_Your instructions_
Would you repeat the listing exactly but omit every picture?
** START Recorded information **
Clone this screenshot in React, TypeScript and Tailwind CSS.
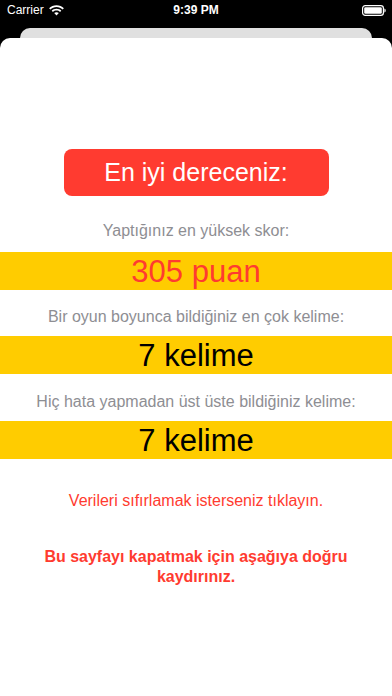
import React from "react";

function Wifi() {
  return (
    <svg width="15" height="11" viewBox="0 0 15 11" fill="white">
      <path d="M7.5 0.3C4.6 0.3 2 1.4 0.1 3.3l1.3 1.3C3 3 5.1 2.1 7.5 2.1s4.5 0.9 6.1 2.5l1.3-1.3C13 1.4 10.4 0.3 7.5 0.3z" />
      <path d="M7.5 3.8c-1.9 0-3.6 0.7-4.8 1.9L4 7c0.9-0.9 2.1-1.4 3.5-1.4S10.1 6.1 11 7l1.3-1.3C11.1 4.5 9.4 3.8 7.5 3.8z" />
      <path d="M7.5 7.2c-0.9 0-1.7 0.3-2.3 0.9l2.3 2.4 2.3-2.4C9.2 7.5 8.4 7.2 7.5 7.2z" />
    </svg>
  );
}

function Battery() {
  return (
    <svg width="24" height="11" viewBox="0 0 24 11">
      <rect x="0.6" y="0.6" width="20.8" height="9.8" rx="2.6" fill="none" stroke="white" strokeWidth="1.2" />
      <rect x="2.2" y="2.2" width="17.6" height="6.6" rx="1.3" fill="white" />
      <path d="M22.4 3.6c0.8 0.2 1.3 0.9 1.3 1.9s-0.5 1.7-1.3 1.9z" fill="white" />
    </svg>
  );
}

function Label({ children, mt }: { children: React.ReactNode; mt: string }) {
  return (
    <div className={`${mt} h-[20px] leading-[20px] text-[16px] text-[#8e8e93] text-center whitespace-nowrap`}>
      {children}
    </div>
  );
}

export default function App() {
  return (
    <div className="w-[392px] h-[696px] bg-black flex flex-col overflow-hidden font-['Liberation_Sans',Arial,sans-serif]">
      <div className="h-[20px] grid grid-cols-3 items-center text-white text-[12px]">
        <div className="flex items-center gap-[5px] pl-[7px]">
          <span>Carrier</span>
          <Wifi />
        </div>
        <div className="text-center font-bold">9:39 PM</div>
        <div className="flex justify-end pr-[6px]">
          <Battery />
        </div>
      </div>
      <div className="mt-[8px] mx-[20px] h-[10px] bg-[#e0e0e0] rounded-t-[10px]" />
      <div className="flex-1 bg-white rounded-t-[10px] flex flex-col items-center">
        <div className="mt-[111px] w-[265px] h-[47px] rounded-[8px] bg-[#ff3b30] text-white text-[25px] flex items-center justify-center">
          En iyi dereceniz:
        </div>

        <Label mt="mt-[25px]">Yaptığınız en yüksek skor:</Label>
        <div className="mt-[11px] w-full h-[38px] bg-[#ffcc00] flex items-center justify-center text-[31px] leading-none text-[#ff3b30]">
          305 puan
        </div>

        <Label mt="mt-[17px]">Bir oyun boyunca bildiğiniz en çok kelime:</Label>
        <div className="mt-[9px] w-full h-[38px] bg-[#ffcc00] flex items-center justify-center text-[31px] leading-none text-black">
          7 kelime
        </div>

        <Label mt="mt-[18px]">Hiç hata yapmadan üst üste bildiğiniz kelime:</Label>
        <div className="mt-[9px] w-full h-[38px] bg-[#ffcc00] flex items-center justify-center text-[31px] leading-none text-black">
          7 kelime
        </div>

        <div className="mt-[32px] h-[20px] leading-[20px] text-[16px] text-[#ff3b30] text-center">
          Verileri sıfırlamak isterseniz tıklayın.
        </div>

        <div className="mt-[36px] w-[320px] leading-[20px] text-[16px] font-bold text-[#ff3b30] text-center">
          Bu sayfayı kapatmak için aşağıya doğru kaydırınız.
        </div>
      </div>
    </div>
  );
}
** END Recorded information **
_Response to the task_
Clone this screenshot in React, TypeScript and Tailwind CSS.
import React from "react";

function Wifi() {
  return (
    <svg width="15" height="11" viewBox="0 0 15 11" fill="white">
      <path d="M7.5 0.3C4.6 0.3 2 1.4 0.1 3.3l1.3 1.3C3 3 5.1 2.1 7.5 2.1s4.5 0.9 6.1 2.5l1.3-1.3C13 1.4 10.4 0.3 7.5 0.3z" />
      <path d="M7.5 3.8c-1.9 0-3.6 0.7-4.8 1.9L4 7c0.9-0.9 2.1-1.4 3.5-1.4S10.1 6.1 11 7l1.3-1.3C11.1 4.5 9.4 3.8 7.5 3.8z" />
      <path d="M7.5 7.2c-0.9 0-1.7 0.3-2.3 0.9l2.3 2.4 2.3-2.4C9.2 7.5 8.4 7.2 7.5 7.2z" />
    </svg>
  );
}

function Battery() {
  return (
    <svg width="24" height="11" viewBox="0 0 24 11">
      <rect x="0.6" y="0.6" width="20.8" height="9.8" rx="2.6" fill="none" stroke="white" strokeWidth="1.2" />
      <rect x="2.2" y="2.2" width="17.6" height="6.6" rx="1.3" fill="white" />
      <path d="M22.4 3.6c0.8 0.2 1.3 0.9 1.3 1.9s-0.5 1.7-1.3 1.9z" fill="white" />
    </svg>
  );
}

function Label({ children, mt }: { children: React.ReactNode; mt: string }) {
  return (
    <div className={`${mt} h-[20px] leading-[20px] text-[16px] text-[#8e8e93] text-center whitespace-nowrap`}>
      {children}
    </div>
  );
}

export default function App() {
  return (
    <div className="w-[392px] h-[696px] bg-black flex flex-col overflow-hidden font-['Liberation_Sans',Arial,sans-serif]">
      <div className="h-[20px] grid grid-cols-3 items-center text-white text-[12px]">
        <div className="flex items-center gap-[5px] pl-[7px]">
          <span>Carrier</span>
          <Wifi />
        </div>
        <div className="text-center font-bold">9:39 PM</div>
        <div className="flex justify-end pr-[6px]">
          <Battery />
        </div>
      </div>
      <div className="mt-[8px] mx-[20px] h-[10px] bg-[#e0e0e0] rounded-t-[10px]" />
      <div className="flex-1 bg-white rounded-t-[10px] flex flex-col items-center">
        <div className="mt-[111px] w-[265px] h-[47px] rounded-[8px] bg-[#ff3b30] text-white text-[25px] flex items-center justify-center">
          En iyi dereceniz:
        </div>

        <Label mt="mt-[25px]">Yaptığınız en yüksek skor:</Label>
        <div className="mt-[11px] w-full h-[38px] bg-[#ffcc00] flex items-center justify-center text-[31px] leading-none text-[#ff3b30]">
          305 puan
        </div>

        <Label mt="mt-[17px]">Bir oyun boyunca bildiğiniz en çok kelime:</Label>
        <div className="mt-[9px] w-full h-[38px] bg-[#ffcc00] flex items-center justify-center text-[31px] leading-none text-black">
          7 kelime
        </div>

        <Label mt="mt-[18px]">Hiç hata yapmadan üst üste bildiğiniz kelime:</Label>
        <div className="mt-[9px] w-full h-[38px] bg-[#ffcc00] flex items-center justify-center text-[31px] leading-none text-black">
          7 kelime
        </div>

        <div className="mt-[32px] h-[20px] leading-[20px] text-[16px] text-[#ff3b30] text-center">
          Verileri sıfırlamak isterseniz tıklayın.
        </div>

        <div className="mt-[36px] w-[320px] leading-[20px] text-[16px] font-bold text-[#ff3b30] text-center">
          Bu sayfayı kapatmak için aşağıya doğru kaydırınız.
        </div>
      </div>
    </div>
  );
}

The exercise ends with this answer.